Task to complete: Please transcribe the data below exactly. Leave the pictures out.

Information supplied:
______________________________

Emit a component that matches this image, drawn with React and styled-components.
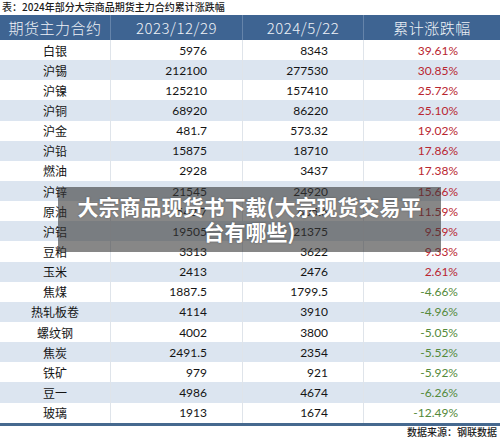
import styled, { createGlobalStyle } from 'styled-components'

const rows = [
  ['白银', '5976', '8343', '39.61%'],
  ['沪锡', '212100', '277530', '30.85%'],
  ['沪镍', '125210', '157410', '25.72%'],
  ['沪铜', '68920', '86220', '25.10%'],
  ['沪金', '481.7', '573.32', '19.02%'],
  ['沪铅', '15875', '18710', '17.86%'],
  ['燃油', '2928', '3437', '17.38%'],
  ['沪锌', '21545', '24920', '15.66%'],
  ['原油', '542.7', '605.6', '11.59%'],
  ['沪铝', '19505', '21375', '9.59%'],
  ['豆粕', '3313', '3622', '9.33%'],
  ['玉米', '2413', '2476', '2.61%'],
  ['焦煤', '1887.5', '1799.5', '-4.66%'],
  ['热轧板卷', '4114', '3910', '-4.96%'],
  ['螺纹钢', '4002', '3800', '-5.05%'],
  ['焦炭', '2491.5', '2354', '-5.52%'],
  ['铁矿', '979', '921', '-5.92%'],
  ['豆一', '4986', '4674', '-6.26%'],
  ['玻璃', '1913', '1674', '-12.49%'],
]

export default function App() {
  return (
    <>
      <GlobalStyle />
      <Page>
        <Caption>表：2024年部分大宗商品期货主力合约累计涨跌幅</Caption>
        <Table>
          <HeadRow>
            <HeadCell>期货主力合约</HeadCell>
            <HeadCell>2023/12/29</HeadCell>
            <HeadCell>2024/5/22</HeadCell>
            <HeadCell>累计涨跌幅</HeadCell>
          </HeadRow>
          {rows.map((r, i) => (
            <Row key={r[0]} shaded={i % 2 === 1}>
              <NameCell>{r[0]}</NameCell>
              <NumCell pad={35}>{r[1]}</NumCell>
              <NumCell pad={35}>{r[2]}</NumCell>
              <Change pad={42} down={r[3].startsWith('-')}>{r[3]}</Change>
            </Row>
          ))}
        </Table>
        <Source>数据来源：钢联数据</Source>
        <Overlay>大宗商品现货书下载(大宗现货交易平台有哪些)</Overlay>
      </Page>
    </>
  )
}

const GlobalStyle = createGlobalStyle`
body {
  margin: 0;
  background: #fff;
  font-family: Lato, "Noto Sans CJK SC", sans-serif;
}
`

const Page = styled.div`
position: relative;
width: 500px;
height: 439px;
overflow: hidden;
background: #fff;
`

const Caption = styled.div`
height: 15px;
line-height: 13px;
padding-left: 2px;
font-size: 10px;
font-weight: 500;
color: #1c1c1c;
font-family: "Noto Sans CJK SC", sans-serif;
`

const Table = styled.div`
display: flex;
flex-direction: column;
border-bottom: 3px solid #46698f;
`

const cols = `
display: grid;
grid-template-columns: 110px 132px 121px 137px;
`

const HeadRow = styled.div`
${cols}
height: 25px;
background: #3e6492;
`

const HeadCell = styled.div`
display: flex;
align-items: center;
justify-content: center;
font-family: "Noto Sans CJK SC", sans-serif;
font-size: 15px;
font-weight: 300;
letter-spacing: 0.5px;
color: #eef2f7;
border-left: 1px solid #6584aa;
&:first-child { border-left: none; }
`

const Row = styled.div`
${cols}
height: 20.15px;
background: ${p => (p.shaded ? '#dce5f0' : '#fff')};
`

const Cell = styled.div`
display: flex;
align-items: center;
font-size: 12px;
color: #141414;
border-left: 1px solid #dfe4ea;
`

const NameCell = styled(Cell)`
justify-content: center;
border-left: none;
`

const NumCell = styled(Cell)`
justify-content: flex-end;
padding-right: ${p => p.pad}px;
`

const Change = styled(NumCell)`
color: ${p => (p.down ? '#548a3a' : '#b92630')};
`

const Source = styled.div`
text-align: right;
padding-right: 3px;
margin-top: -1px;
font-family: "Noto Sans CJK SC", sans-serif;
font-size: 10px;
font-weight: 500;
color: #222;
line-height: 13px;
`

const Overlay = styled.div`
position: absolute;
top: 187px;
left: 58px;
width: 383px;
box-sizing: border-box;
padding: 7px 12px 8px;
background: rgba(55, 55, 55, 0.6);
color: #fff;
font-family: "Noto Sans CJK SC", sans-serif;
font-weight: 700;
font-size: 21px;
line-height: 25px;
text-align: center;
text-shadow: 0 0 2px rgba(0, 0, 0, 0.35);
`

______________________________

Exercise solution:
Emit a component that matches this image, drawn with React and styled-components.
import styled, { createGlobalStyle } from 'styled-components'

const rows = [
  ['白银', '5976', '8343', '39.61%'],
  ['沪锡', '212100', '277530', '30.85%'],
  ['沪镍', '125210', '157410', '25.72%'],
  ['沪铜', '68920', '86220', '25.10%'],
  ['沪金', '481.7', '573.32', '19.02%'],
  ['沪铅', '15875', '18710', '17.86%'],
  ['燃油', '2928', '3437', '17.38%'],
  ['沪锌', '21545', '24920', '15.66%'],
  ['原油', '542.7', '605.6', '11.59%'],
  ['沪铝', '19505', '21375', '9.59%'],
  ['豆粕', '3313', '3622', '9.33%'],
  ['玉米', '2413', '2476', '2.61%'],
  ['焦煤', '1887.5', '1799.5', '-4.66%'],
  ['热轧板卷', '4114', '3910', '-4.96%'],
  ['螺纹钢', '4002', '3800', '-5.05%'],
  ['焦炭', '2491.5', '2354', '-5.52%'],
  ['铁矿', '979', '921', '-5.92%'],
  ['豆一', '4986', '4674', '-6.26%'],
  ['玻璃', '1913', '1674', '-12.49%'],
]

export default function App() {
  return (
    <>
      <GlobalStyle />
      <Page>
        <Caption>表：2024年部分大宗商品期货主力合约累计涨跌幅</Caption>
        <Table>
          <HeadRow>
            <HeadCell>期货主力合约</HeadCell>
            <HeadCell>2023/12/29</HeadCell>
            <HeadCell>2024/5/22</HeadCell>
            <HeadCell>累计涨跌幅</HeadCell>
          </HeadRow>
          {rows.map((r, i) => (
            <Row key={r[0]} shaded={i % 2 === 1}>
              <NameCell>{r[0]}</NameCell>
              <NumCell pad={35}>{r[1]}</NumCell>
              <NumCell pad={35}>{r[2]}</NumCell>
              <Change pad={42} down={r[3].startsWith('-')}>{r[3]}</Change>
            </Row>
          ))}
        </Table>
        <Source>数据来源：钢联数据</Source>
        <Overlay>大宗商品现货书下载(大宗现货交易平台有哪些)</Overlay>
      </Page>
    </>
  )
}

const GlobalStyle = createGlobalStyle`
body {
  margin: 0;
  background: #fff;
  font-family: Lato, "Noto Sans CJK SC", sans-serif;
}
`

const Page = styled.div`
position: relative;
width: 500px;
height: 439px;
overflow: hidden;
background: #fff;
`

const Caption = styled.div`
height: 15px;
line-height: 13px;
padding-left: 2px;
font-size: 10px;
font-weight: 500;
color: #1c1c1c;
font-family: "Noto Sans CJK SC", sans-serif;
`

const Table = styled.div`
display: flex;
flex-direction: column;
border-bottom: 3px solid #46698f;
`

const cols = `
display: grid;
grid-template-columns: 110px 132px 121px 137px;
`

const HeadRow = styled.div`
${cols}
height: 25px;
background: #3e6492;
`

const HeadCell = styled.div`
display: flex;
align-items: center;
justify-content: center;
font-family: "Noto Sans CJK SC", sans-serif;
font-size: 15px;
font-weight: 300;
letter-spacing: 0.5px;
color: #eef2f7;
border-left: 1px solid #6584aa;
&:first-child { border-left: none; }
`

const Row = styled.div`
${cols}
height: 20.15px;
background: ${p => (p.shaded ? '#dce5f0' : '#fff')};
`

const Cell = styled.div`
display: flex;
align-items: center;
font-size: 12px;
color: #141414;
border-left: 1px solid #dfe4ea;
`

const NameCell = styled(Cell)`
justify-content: center;
border-left: none;
`

const NumCell = styled(Cell)`
justify-content: flex-end;
padding-right: ${p => p.pad}px;
`

const Change = styled(NumCell)`
color: ${p => (p.down ? '#548a3a' : '#b92630')};
`

const Source = styled.div`
text-align: right;
padding-right: 3px;
margin-top: -1px;
font-family: "Noto Sans CJK SC", sans-serif;
font-size: 10px;
font-weight: 500;
color: #222;
line-height: 13px;
`

const Overlay = styled.div`
position: absolute;
top: 187px;
left: 58px;
width: 383px;
box-sizing: border-box;
padding: 7px 12px 8px;
background: rgba(55, 55, 55, 0.6);
color: #fff;
font-family: "Noto Sans CJK SC", sans-serif;
font-weight: 700;
font-size: 21px;
line-height: 25px;
text-align: center;
text-shadow: 0 0 2px rgba(0, 0, 0, 0.35);
`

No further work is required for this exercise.